(Task to carry out)
Restate each line word for word. Leave out every picture.
+++++
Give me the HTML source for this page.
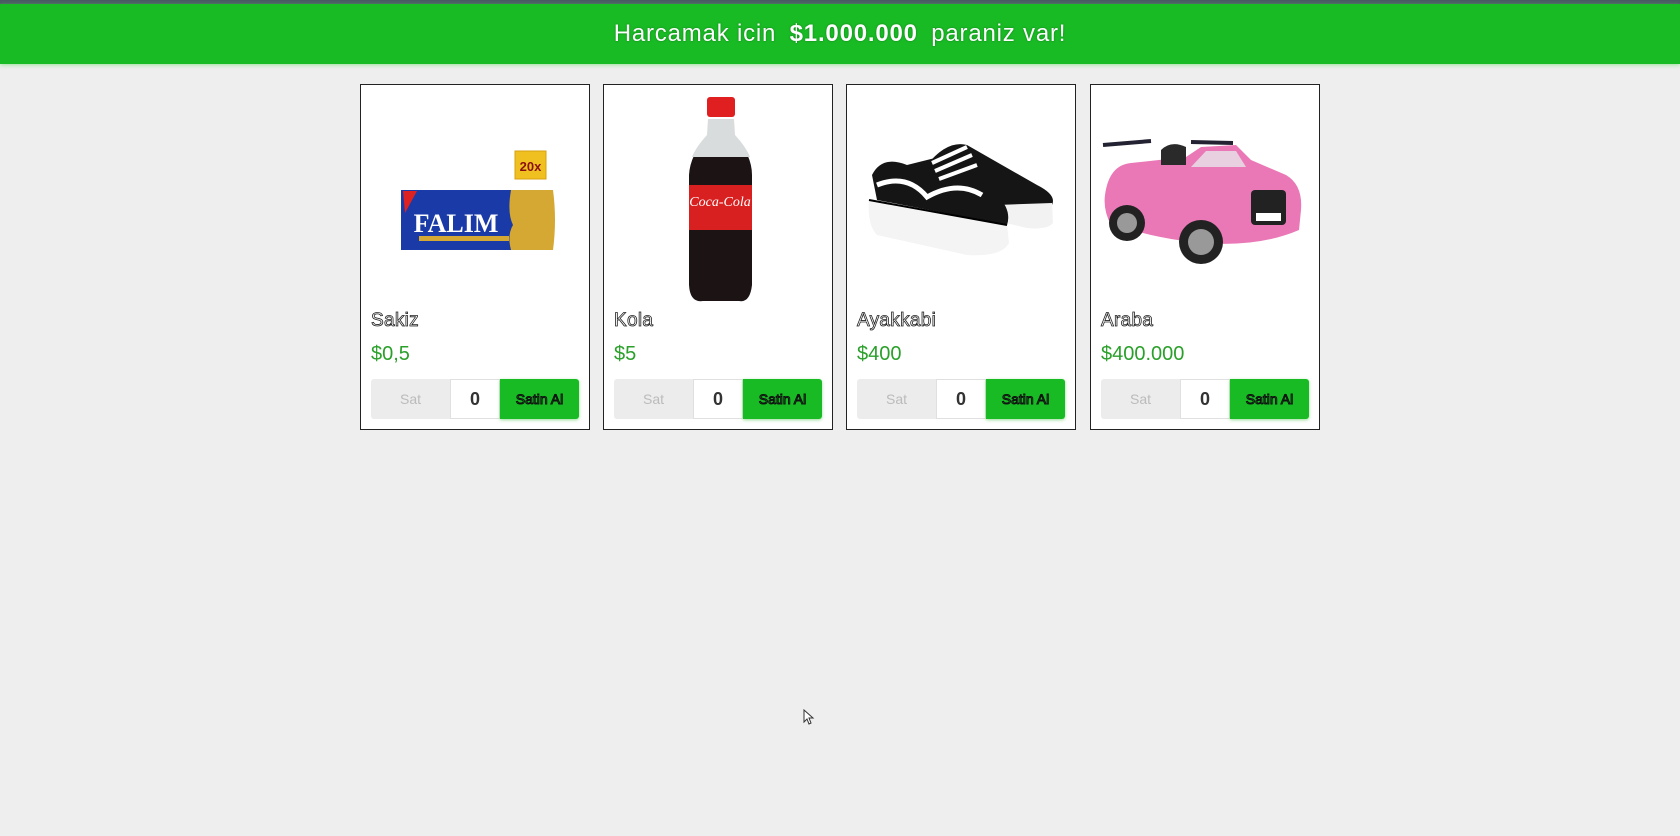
<!DOCTYPE html>
<html><head><meta charset="utf-8"><style>
*{margin:0;padding:0;box-sizing:border-box}
body{width:1680px;height:836px;background:#eeeeee;font-family:"Liberation Sans",sans-serif;position:relative;overflow:hidden}
.top{position:absolute;left:0;top:0;width:1680px;height:4px;background:#4a5a63}
.hdr{position:absolute;left:0;top:4px;width:1680px;height:60px;background:#19bb25;box-shadow:0 1px 4px rgba(100,220,100,.6);color:#fff;font-size:24px;text-align:center;line-height:60px;letter-spacing:.8px;text-shadow:0 0 2px rgba(0,0,0,.35)}
.hdr b{font-weight:bold;margin:0 6px}
.card{position:absolute;top:84px;width:230px;height:346px;background:#fff;border:1px solid #222}
.card svg{position:absolute;left:0;top:0}
.name{position:absolute;left:10px;top:225px;font-size:19px;color:#fff;-webkit-text-stroke:0.8px #222;letter-spacing:.3px}
.price{position:absolute;left:10px;top:258px;font-size:20px;color:#2aa02a}
.btns{position:absolute;left:10px;top:294px;height:40px;width:208px;display:flex}
.sat{width:79px;background:#ececec;color:#bbb;font-size:14px;text-align:center;line-height:40px;border-radius:3px 0 0 3px}
.inp{width:50px;background:#fff;border:1px solid #e0e0e0;font-size:18px;font-weight:bold;color:#333;text-align:center;line-height:38px}
.buy{width:79px;background:#19bb25;color:#19bb25;-webkit-text-stroke:1px #111;font-size:14px;text-align:center;line-height:40px;border-radius:0 3px 3px 0;box-shadow:0 1px 3px rgba(80,200,80,.6)}
</style></head><body>
<div class="top"></div>
<div class="hdr">Harcamak icin <b>$1.000.000</b> paraniz var!</div>

<div class="card" style="left:360px">
<svg width="230" height="346">
<rect x="154" y="66" width="31" height="28" fill="#f0c020" stroke="#d8a010"/>
<text x="169.5" y="86" font-size="13" font-weight="bold" fill="#8a1010" text-anchor="middle" font-family="Liberation Sans">20x</text>
<rect x="40" y="105" width="120" height="60" fill="#1a3aa8"/>
<path d="M150 105 L192 105 Q196 135 192 165 L150 165 Q146 150 152 140 Q146 128 150 105Z" fill="#d4a832"/>
<path d="M42 106 l14 0 l-12 22z" fill="#d22"/>
<text x="95" y="147" font-size="26" font-weight="bold" fill="#fff" text-anchor="middle" font-family="Liberation Serif">FALIM</text>
<rect x="58" y="151" width="90" height="5" fill="#d4a832"/>
</svg>
<div class="name">Sakiz</div><div class="price">$0,5</div>
<div class="btns"><div class="sat">Sat</div><div class="inp">0</div><div class="buy">Satin Al</div></div>
</div>

<div class="card" style="left:603px">
<svg width="230" height="346">
<rect x="103" y="12" width="28" height="20" rx="3" fill="#e02020"/>
<path d="M106 34 L128 34 L130 50 Q148 70 148 90 L148 200 Q146 218 135 216 L99 216 Q86 218 85 200 L85 90 Q86 70 104 50 Z" fill="#1c1414"/>
<path d="M104 34 L130 34 L131 50 Q142 62 146 72 L88 72 Q92 62 103 50Z" fill="#d8dcdc"/>
<rect x="85" y="100" width="63" height="45" fill="#d92020"/>
<text x="116" y="121" font-size="14" font-style="italic" fill="#fff" text-anchor="middle" font-family="Liberation Serif">Coca-Cola</text>
</svg>
<div class="name">Kola</div><div class="price">$5</div>
<div class="btns"><div class="sat">Sat</div><div class="inp">0</div><div class="buy">Satin Al</div></div>
</div>

<div class="card" style="left:846px">
<svg width="230" height="346">
<path d="M80 80 Q100 55 120 60 L190 100 Q210 110 205 120 L160 125 Z" fill="#151515"/>
<path d="M150 120 L205 118 L206 138 Q200 145 180 143 L150 136Z" fill="#f2f2f2"/>
<path d="M25 90 Q35 70 60 80 L100 70 L150 110 Q165 125 160 140 L30 115 Z" fill="#151515"/>
<path d="M22 115 L160 140 L162 158 Q155 172 120 170 L30 150 Q20 140 22 115Z" fill="#f4f4f4"/>
<path d="M22 115 L160 140" stroke="#000" stroke-width="2"/>
<path d="M30 100 Q60 88 80 112 Q110 95 135 110" stroke="#fff" stroke-width="5" fill="none"/>
<path d="M85 78 L120 62 M88 86 L125 70 M92 94 L130 80" stroke="#fff" stroke-width="4"/>
</svg>
<div class="name">Ayakkabi</div><div class="price">$400</div>
<div class="btns"><div class="sat">Sat</div><div class="inp">0</div><div class="buy">Satin Al</div></div>
</div>

<div class="card" style="left:1090px">
<svg width="230" height="346">
<path d="M12 60 L60 56 M100 57 L142 58" stroke="#223" stroke-width="4"/>
<path d="M14 110 Q18 80 40 78 L95 72 L110 62 L145 60 L160 75 L195 90 Q212 100 210 125 L208 145 Q150 170 60 150 L20 140 Q12 125 14 110Z" fill="#ea78b6"/>
<path d="M100 82 L115 66 L145 66 L155 82Z" fill="#e8d0e0"/>
<path d="M70 65 Q80 55 95 62 L95 80 L70 80Z" fill="#2a2a2a"/>
<rect x="160" y="105" width="35" height="35" rx="4" fill="#222"/>
<rect x="165" y="128" width="25" height="8" fill="#fff"/>
<circle cx="36" cy="138" r="18" fill="#222"/><circle cx="36" cy="138" r="10" fill="#999"/>
<circle cx="110" cy="157" r="22" fill="#222"/><circle cx="110" cy="157" r="13" fill="#999"/>
</svg>
<div class="name">Araba</div><div class="price">$400.000</div>
<div class="btns"><div class="sat">Sat</div><div class="inp">0</div><div class="buy">Satin Al</div></div>
</div>

<svg style="position:absolute;left:803px;top:709px" width="12" height="16"><path d="M1 1 L1 13 L4 10 L6 15 L8 14 L6 9 L10 9 Z" fill="#fff" stroke="#333" stroke-width="1"/></svg>
</body></html>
+++++
(Written response)
Give me the HTML source for this page.
<!DOCTYPE html>
<html><head><meta charset="utf-8"><style>
*{margin:0;padding:0;box-sizing:border-box}
body{width:1680px;height:836px;background:#eeeeee;font-family:"Liberation Sans",sans-serif;position:relative;overflow:hidden}
.top{position:absolute;left:0;top:0;width:1680px;height:4px;background:#4a5a63}
.hdr{position:absolute;left:0;top:4px;width:1680px;height:60px;background:#19bb25;box-shadow:0 1px 4px rgba(100,220,100,.6);color:#fff;font-size:24px;text-align:center;line-height:60px;letter-spacing:.8px;text-shadow:0 0 2px rgba(0,0,0,.35)}
.hdr b{font-weight:bold;margin:0 6px}
.card{position:absolute;top:84px;width:230px;height:346px;background:#fff;border:1px solid #222}
.card svg{position:absolute;left:0;top:0}
.name{position:absolute;left:10px;top:225px;font-size:19px;color:#fff;-webkit-text-stroke:0.8px #222;letter-spacing:.3px}
.price{position:absolute;left:10px;top:258px;font-size:20px;color:#2aa02a}
.btns{position:absolute;left:10px;top:294px;height:40px;width:208px;display:flex}
.sat{width:79px;background:#ececec;color:#bbb;font-size:14px;text-align:center;line-height:40px;border-radius:3px 0 0 3px}
.inp{width:50px;background:#fff;border:1px solid #e0e0e0;font-size:18px;font-weight:bold;color:#333;text-align:center;line-height:38px}
.buy{width:79px;background:#19bb25;color:#19bb25;-webkit-text-stroke:1px #111;font-size:14px;text-align:center;line-height:40px;border-radius:0 3px 3px 0;box-shadow:0 1px 3px rgba(80,200,80,.6)}
</style></head><body>
<div class="top"></div>
<div class="hdr">Harcamak icin <b>$1.000.000</b> paraniz var!</div>

<div class="card" style="left:360px">
<svg width="230" height="346">
<rect x="154" y="66" width="31" height="28" fill="#f0c020" stroke="#d8a010"/>
<text x="169.5" y="86" font-size="13" font-weight="bold" fill="#8a1010" text-anchor="middle" font-family="Liberation Sans">20x</text>
<rect x="40" y="105" width="120" height="60" fill="#1a3aa8"/>
<path d="M150 105 L192 105 Q196 135 192 165 L150 165 Q146 150 152 140 Q146 128 150 105Z" fill="#d4a832"/>
<path d="M42 106 l14 0 l-12 22z" fill="#d22"/>
<text x="95" y="147" font-size="26" font-weight="bold" fill="#fff" text-anchor="middle" font-family="Liberation Serif">FALIM</text>
<rect x="58" y="151" width="90" height="5" fill="#d4a832"/>
</svg>
<div class="name">Sakiz</div><div class="price">$0,5</div>
<div class="btns"><div class="sat">Sat</div><div class="inp">0</div><div class="buy">Satin Al</div></div>
</div>

<div class="card" style="left:603px">
<svg width="230" height="346">
<rect x="103" y="12" width="28" height="20" rx="3" fill="#e02020"/>
<path d="M106 34 L128 34 L130 50 Q148 70 148 90 L148 200 Q146 218 135 216 L99 216 Q86 218 85 200 L85 90 Q86 70 104 50 Z" fill="#1c1414"/>
<path d="M104 34 L130 34 L131 50 Q142 62 146 72 L88 72 Q92 62 103 50Z" fill="#d8dcdc"/>
<rect x="85" y="100" width="63" height="45" fill="#d92020"/>
<text x="116" y="121" font-size="14" font-style="italic" fill="#fff" text-anchor="middle" font-family="Liberation Serif">Coca-Cola</text>
</svg>
<div class="name">Kola</div><div class="price">$5</div>
<div class="btns"><div class="sat">Sat</div><div class="inp">0</div><div class="buy">Satin Al</div></div>
</div>

<div class="card" style="left:846px">
<svg width="230" height="346">
<path d="M80 80 Q100 55 120 60 L190 100 Q210 110 205 120 L160 125 Z" fill="#151515"/>
<path d="M150 120 L205 118 L206 138 Q200 145 180 143 L150 136Z" fill="#f2f2f2"/>
<path d="M25 90 Q35 70 60 80 L100 70 L150 110 Q165 125 160 140 L30 115 Z" fill="#151515"/>
<path d="M22 115 L160 140 L162 158 Q155 172 120 170 L30 150 Q20 140 22 115Z" fill="#f4f4f4"/>
<path d="M22 115 L160 140" stroke="#000" stroke-width="2"/>
<path d="M30 100 Q60 88 80 112 Q110 95 135 110" stroke="#fff" stroke-width="5" fill="none"/>
<path d="M85 78 L120 62 M88 86 L125 70 M92 94 L130 80" stroke="#fff" stroke-width="4"/>
</svg>
<div class="name">Ayakkabi</div><div class="price">$400</div>
<div class="btns"><div class="sat">Sat</div><div class="inp">0</div><div class="buy">Satin Al</div></div>
</div>

<div class="card" style="left:1090px">
<svg width="230" height="346">
<path d="M12 60 L60 56 M100 57 L142 58" stroke="#223" stroke-width="4"/>
<path d="M14 110 Q18 80 40 78 L95 72 L110 62 L145 60 L160 75 L195 90 Q212 100 210 125 L208 145 Q150 170 60 150 L20 140 Q12 125 14 110Z" fill="#ea78b6"/>
<path d="M100 82 L115 66 L145 66 L155 82Z" fill="#e8d0e0"/>
<path d="M70 65 Q80 55 95 62 L95 80 L70 80Z" fill="#2a2a2a"/>
<rect x="160" y="105" width="35" height="35" rx="4" fill="#222"/>
<rect x="165" y="128" width="25" height="8" fill="#fff"/>
<circle cx="36" cy="138" r="18" fill="#222"/><circle cx="36" cy="138" r="10" fill="#999"/>
<circle cx="110" cy="157" r="22" fill="#222"/><circle cx="110" cy="157" r="13" fill="#999"/>
</svg>
<div class="name">Araba</div><div class="price">$400.000</div>
<div class="btns"><div class="sat">Sat</div><div class="inp">0</div><div class="buy">Satin Al</div></div>
</div>

<svg style="position:absolute;left:803px;top:709px" width="12" height="16"><path d="M1 1 L1 13 L4 10 L6 15 L8 14 L6 9 L10 9 Z" fill="#fff" stroke="#333" stroke-width="1"/></svg>
</body></html>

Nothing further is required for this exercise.